若冲さんご本人のことはよく知らない。本は持っているけれど彼がどういうお方なのかは読まなかった。しかし絵はすごいと思う。本物を見たら…そのエネルギーは大変なもの。特に「動植綵絵」は普通じゃない。このドラマでも神気などと言っていたけれど、本当に絵のエネルギーがものすごい。みっちり鶏。みっちり生き物。気持ち悪いくらい。息が止まるような絵。ああいう絵はなかなかない。

劇中で「魂が見えた」「神気が見える」「躍動する魂の力」と言っていたけれど、まさにそんな感じ。若冲の台詞「生き物である以上、欲も愛もある。それを外界に気として放っとる。それを感じる事が出来たら絵に命を与えられる。」…そうですね。本当にそう。感じますよ。北斎のエネルギーもすごいけれど、若冲のエネルギーも大変なもの。いやー若冲はもっと見たかった。後悔後悔。しょうがないのだ…島でリタイアの身ですもん。

そういえば、このドラマで若冲の周りの人々のことも初めて知った。

大典顕常:江戸時代中期の禅僧、漢詩人。日本初の茶経への注釈書である茶経詳説を相国寺のもとで著す。伊藤若冲の支援者。書で漢詩をよくし京都禅林中最高の詩僧と称され生涯に70冊以上の書を著した。禅の高僧でもあり相国寺第113世。

売茶翁:江戸時代の黄檗宗の僧。煎茶の中興の祖。本名は柴山元昭。57歳で京にのぼる。61歳で東山に茶亭・通仙亭を開く。81歳で売茶業を廃業。

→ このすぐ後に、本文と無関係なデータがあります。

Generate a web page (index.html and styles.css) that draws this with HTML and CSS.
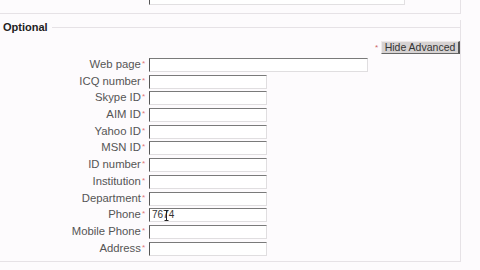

ドラマで描かれた話は史実を元にしているらしい。若冲は生涯独身だったそうだ。大典顕常と若冲がハグしたりする場面があったけれどそういうこと?あるのかもしれませんね。当時はハグなんてしなかっただろうけれど。売茶翁のこともWikipediaを読んでみた。このお方は面白い。もう少し調べてみようか。

円山応挙も出てました。
彼はリアルに上手い。しかし私は彼の絵を見ていない(追記:前述のプライスコレクションに出ていたみたい。図録にあった)。ネットや印刷物で見る彼の絵はあまり若冲のようにエネルギーが大きいようには見えないのだけれど、本物はどうだろう。応挙の絵も一度じっくり見てみたかった。応挙のことなんて日本を出てからネットで知りましたもん。以前は彼の情報を全く見かけなかった。どうしてだろう? 彼も15年ぐらい前から日本で流行りましたね。

なんだか色々と文化の心を刺激されるドラマでした。面白かったです。

日本にはいいアートがある。
私が知らないアーティストももっといるのだろう。